Reproduce the full listing below unchanged, apart from the pictures.

** Start of Dataset section **

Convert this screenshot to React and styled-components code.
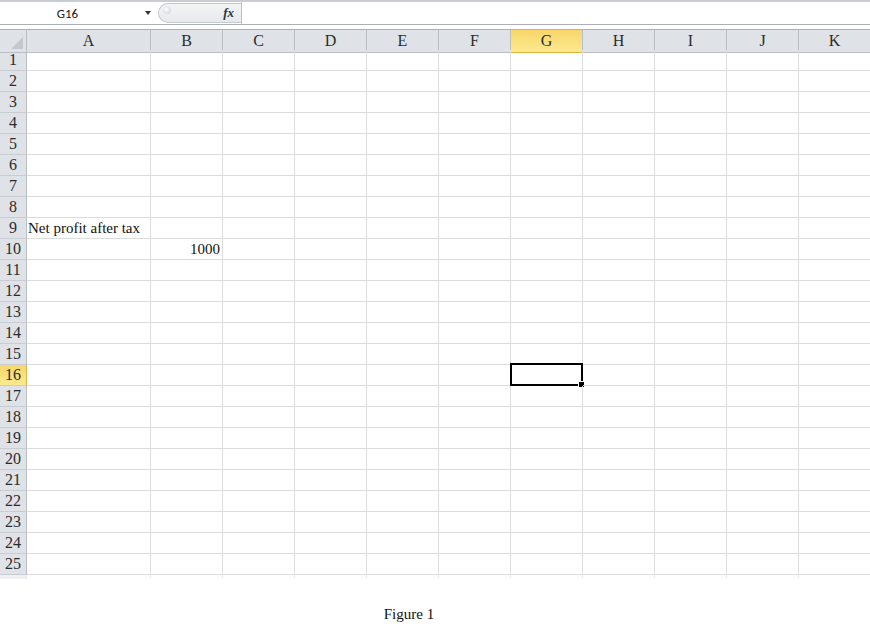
import React from "react"
import styled, { createGlobalStyle, css } from "styled-components"

const GlobalStyle = createGlobalStyle`
  html, body {
    margin: 0;
    padding: 0;
    background: #fff;
  }
  body {
    font-family: "Liberation Serif", "Times New Roman", serif;
  }
`

const Page = styled.div`
  width: 870px;
  height: 636px;
  display: flex;
  flex-direction: column;
  overflow: hidden;
  background: #fff;
`

const FormulaBar = styled.div`
  height: 22px;
  display: flex;
  align-items: stretch;
  border-top: 2px solid #c9cdd3;
  border-bottom: 1px solid #a9b0b8;
  margin-bottom: 4px;
  background: #fff;
`

const NameBox = styled.div`
  width: 155px;
  position: relative;
  display: flex;
  align-items: center;
  justify-content: center;
  font-family: Carlito, "Liberation Sans", Arial, sans-serif;
  font-size: 13px;
  color: #222;
  padding-right: 20px;
  box-sizing: border-box;
`

const DropArrow = styled.span`
  position: absolute;
  right: 4px;
  top: 9px;
  width: 0;
  height: 0;
  border-left: 3.5px solid transparent;
  border-right: 3.5px solid transparent;
  border-top: 4px solid #333;
`

const FxBox = styled.div`
  width: 83px;
  margin: 1px 0 1px 3px;
  border-radius: 11px 0 0 11px;
  border: 1px solid #c4c9cf;
  border-right: none;
  background: linear-gradient(#f3f4f6, #e6e9ed);
  display: flex;
  align-items: center;
  justify-content: space-between;
  padding: 0 7px 0 4px;
  box-sizing: border-box;
`

const Knob = styled.span`
  width: 8px;
  height: 8px;
  border-radius: 50%;
  background: radial-gradient(circle at 40% 40%, #fff, #c9cdd3);
  margin-top: -6px;
`

const Fx = styled.span`
  font-family: "Liberation Serif", serif;
  font-style: italic;
  font-weight: bold;
  font-size: 13px;
  color: #333;
`

const FormulaInput = styled.div`
  flex: 1;
  border-left: 1px solid #b8bec5;
`

const Grid = styled.div`
  display: grid;
  grid-template-columns: 27px 124px repeat(10, 72px);
  grid-auto-rows: 21px;
`

const headerBase = css`
  box-sizing: border-box;
  display: flex;
  align-items: center;
  justify-content: center;
  font-family: "Liberation Serif", "Times New Roman", serif;
  color: #2b2b2b;
  border-right: 1px solid #b9bdc4;
  border-bottom: 1px solid #b9bdc4;
  background: ${p =>
    p.$active ? "linear-gradient(#f8d66a, #fce98f)" : "#dfe2e7"};
`

const Corner = styled.div`
  ${headerBase};
  height: 24px;
  border-top: 1px solid #a9b0b8;
  position: relative;
  &::after {
    content: "";
    position: absolute;
    right: 3px;
    bottom: 3px;
    width: 0;
    height: 0;
    border-left: 12px solid transparent;
    border-bottom: 12px solid #c4c8ce;
  }
`

const ColHeader = styled.div`
  ${headerBase};
  height: 24px;
  border-top: 1px solid #a9b0b8;
  font-size: 16px;
  ${p => p.$active && "border-bottom-color: #e1b43c;"}
`

const RowHeader = styled.div`
  ${headerBase};
  font-size: 16px;
  border-bottom-color: #c9ccd1;
  ${p => p.$active && "border-right-color: #e1b43c;"}
`

const Cell = styled.div`
  box-sizing: border-box;
  position: relative;
  border-right: 1px solid #dadcdd;
  border-bottom: 1px solid #dadcdd;
  font-family: "Liberation Serif", "Times New Roman", serif;
  font-size: 15px;
  color: #111;
  white-space: nowrap;
  overflow: visible;
  display: flex;
  align-items: center;
  justify-content: ${p => (p.$right ? "flex-end" : "flex-start")};
  padding: 0 2px 0 1px;
  z-index: ${p => (p.$text ? 1 : 0)};
`

const Selection = styled.div`
  position: absolute;
  left: -1px;
  top: -2px;
  right: -1px;
  bottom: -1px;
  border: 2px solid #000;
  z-index: 2;
  &::after {
    content: "";
    position: absolute;
    right: -4px;
    bottom: -4px;
    width: 5px;
    height: 5px;
    background: #000;
    border: 1px solid #fff;
  }
`

const Tail = styled.div`
  display: grid;
  grid-template-columns: 27px 124px repeat(10, 72px);
  height: 4px;
`

const TailCell = styled.div`
  box-sizing: border-box;
  border-right: 1px solid #eceded;
  background: ${p => (p.$head ? "#eef0f3" : "transparent")};
`

const Caption = styled.div`
  flex: 1;
  display: flex;
  justify-content: center;
  padding-top: 27px;
  padding-right: 52px;
  font-family: "Liberation Serif", "Times New Roman", serif;
  font-size: 15px;
  color: #111;
`

const COLS = ["A", "B", "C", "D", "E", "F", "G", "H", "I", "J", "K"]
const ROWS = Array.from({ length: 25 }, (_, i) => i + 1)
const DATA = {
  "A9": { text: "Net profit after tax" },
  "B10": { text: "1000", right: true },
}
const ACTIVE_COL = "G"
const ACTIVE_ROW = 16

const App = () => (
  <Page>
    <GlobalStyle />
    <FormulaBar>
      <NameBox>
        G16
        <DropArrow />
      </NameBox>
      <FxBox>
        <Knob />
        <Fx>fx</Fx>
      </FxBox>
      <FormulaInput />
    </FormulaBar>
    <Grid>
      <Corner />
      {COLS.map(c => (
        <ColHeader key={c} $active={c === ACTIVE_COL}>
          {c}
        </ColHeader>
      ))}
      {ROWS.map(r => (
        <React.Fragment key={r}>
          <RowHeader $active={r === ACTIVE_ROW}>{r}</RowHeader>
          {COLS.map(c => {
            const d = DATA[c + r]
            return (
              <Cell key={c} $right={d && d.right} $text={!!d}>
                {d && d.text}
                {c === ACTIVE_COL && r === ACTIVE_ROW && <Selection />}
              </Cell>
            )
          })}
        </React.Fragment>
      ))}
    </Grid>
    <Tail>
      <TailCell $head />
      {COLS.map(c => (
        <TailCell key={c} />
      ))}
    </Tail>
    <Caption>Figure 1</Caption>
  </Page>
)

export default App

** End of Dataset section **

Output:
Convert this screenshot to React and styled-components code.
import React from "react"
import styled, { createGlobalStyle, css } from "styled-components"

const GlobalStyle = createGlobalStyle`
  html, body {
    margin: 0;
    padding: 0;
    background: #fff;
  }
  body {
    font-family: "Liberation Serif", "Times New Roman", serif;
  }
`

const Page = styled.div`
  width: 870px;
  height: 636px;
  display: flex;
  flex-direction: column;
  overflow: hidden;
  background: #fff;
`

const FormulaBar = styled.div`
  height: 22px;
  display: flex;
  align-items: stretch;
  border-top: 2px solid #c9cdd3;
  border-bottom: 1px solid #a9b0b8;
  margin-bottom: 4px;
  background: #fff;
`

const NameBox = styled.div`
  width: 155px;
  position: relative;
  display: flex;
  align-items: center;
  justify-content: center;
  font-family: Carlito, "Liberation Sans", Arial, sans-serif;
  font-size: 13px;
  color: #222;
  padding-right: 20px;
  box-sizing: border-box;
`

const DropArrow = styled.span`
  position: absolute;
  right: 4px;
  top: 9px;
  width: 0;
  height: 0;
  border-left: 3.5px solid transparent;
  border-right: 3.5px solid transparent;
  border-top: 4px solid #333;
`

const FxBox = styled.div`
  width: 83px;
  margin: 1px 0 1px 3px;
  border-radius: 11px 0 0 11px;
  border: 1px solid #c4c9cf;
  border-right: none;
  background: linear-gradient(#f3f4f6, #e6e9ed);
  display: flex;
  align-items: center;
  justify-content: space-between;
  padding: 0 7px 0 4px;
  box-sizing: border-box;
`

const Knob = styled.span`
  width: 8px;
  height: 8px;
  border-radius: 50%;
  background: radial-gradient(circle at 40% 40%, #fff, #c9cdd3);
  margin-top: -6px;
`

const Fx = styled.span`
  font-family: "Liberation Serif", serif;
  font-style: italic;
  font-weight: bold;
  font-size: 13px;
  color: #333;
`

const FormulaInput = styled.div`
  flex: 1;
  border-left: 1px solid #b8bec5;
`

const Grid = styled.div`
  display: grid;
  grid-template-columns: 27px 124px repeat(10, 72px);
  grid-auto-rows: 21px;
`

const headerBase = css`
  box-sizing: border-box;
  display: flex;
  align-items: center;
  justify-content: center;
  font-family: "Liberation Serif", "Times New Roman", serif;
  color: #2b2b2b;
  border-right: 1px solid #b9bdc4;
  border-bottom: 1px solid #b9bdc4;
  background: ${p =>
    p.$active ? "linear-gradient(#f8d66a, #fce98f)" : "#dfe2e7"};
`

const Corner = styled.div`
  ${headerBase};
  height: 24px;
  border-top: 1px solid #a9b0b8;
  position: relative;
  &::after {
    content: "";
    position: absolute;
    right: 3px;
    bottom: 3px;
    width: 0;
    height: 0;
    border-left: 12px solid transparent;
    border-bottom: 12px solid #c4c8ce;
  }
`

const ColHeader = styled.div`
  ${headerBase};
  height: 24px;
  border-top: 1px solid #a9b0b8;
  font-size: 16px;
  ${p => p.$active && "border-bottom-color: #e1b43c;"}
`

const RowHeader = styled.div`
  ${headerBase};
  font-size: 16px;
  border-bottom-color: #c9ccd1;
  ${p => p.$active && "border-right-color: #e1b43c;"}
`

const Cell = styled.div`
  box-sizing: border-box;
  position: relative;
  border-right: 1px solid #dadcdd;
  border-bottom: 1px solid #dadcdd;
  font-family: "Liberation Serif", "Times New Roman", serif;
  font-size: 15px;
  color: #111;
  white-space: nowrap;
  overflow: visible;
  display: flex;
  align-items: center;
  justify-content: ${p => (p.$right ? "flex-end" : "flex-start")};
  padding: 0 2px 0 1px;
  z-index: ${p => (p.$text ? 1 : 0)};
`

const Selection = styled.div`
  position: absolute;
  left: -1px;
  top: -2px;
  right: -1px;
  bottom: -1px;
  border: 2px solid #000;
  z-index: 2;
  &::after {
    content: "";
    position: absolute;
    right: -4px;
    bottom: -4px;
    width: 5px;
    height: 5px;
    background: #000;
    border: 1px solid #fff;
  }
`

const Tail = styled.div`
  display: grid;
  grid-template-columns: 27px 124px repeat(10, 72px);
  height: 4px;
`

const TailCell = styled.div`
  box-sizing: border-box;
  border-right: 1px solid #eceded;
  background: ${p => (p.$head ? "#eef0f3" : "transparent")};
`

const Caption = styled.div`
  flex: 1;
  display: flex;
  justify-content: center;
  padding-top: 27px;
  padding-right: 52px;
  font-family: "Liberation Serif", "Times New Roman", serif;
  font-size: 15px;
  color: #111;
`

const COLS = ["A", "B", "C", "D", "E", "F", "G", "H", "I", "J", "K"]
const ROWS = Array.from({ length: 25 }, (_, i) => i + 1)
const DATA = {
  "A9": { text: "Net profit after tax" },
  "B10": { text: "1000", right: true },
}
const ACTIVE_COL = "G"
const ACTIVE_ROW = 16

const App = () => (
  <Page>
    <GlobalStyle />
    <FormulaBar>
      <NameBox>
        G16
        <DropArrow />
      </NameBox>
      <FxBox>
        <Knob />
        <Fx>fx</Fx>
      </FxBox>
      <FormulaInput />
    </FormulaBar>
    <Grid>
      <Corner />
      {COLS.map(c => (
        <ColHeader key={c} $active={c === ACTIVE_COL}>
          {c}
        </ColHeader>
      ))}
      {ROWS.map(r => (
        <React.Fragment key={r}>
          <RowHeader $active={r === ACTIVE_ROW}>{r}</RowHeader>
          {COLS.map(c => {
            const d = DATA[c + r]
            return (
              <Cell key={c} $right={d && d.right} $text={!!d}>
                {d && d.text}
                {c === ACTIVE_COL && r === ACTIVE_ROW && <Selection />}
              </Cell>
            )
          })}
        </React.Fragment>
      ))}
    </Grid>
    <Tail>
      <TailCell $head />
      {COLS.map(c => (
        <TailCell key={c} />
      ))}
    </Tail>
    <Caption>Figure 1</Caption>
  </Page>
)

export default App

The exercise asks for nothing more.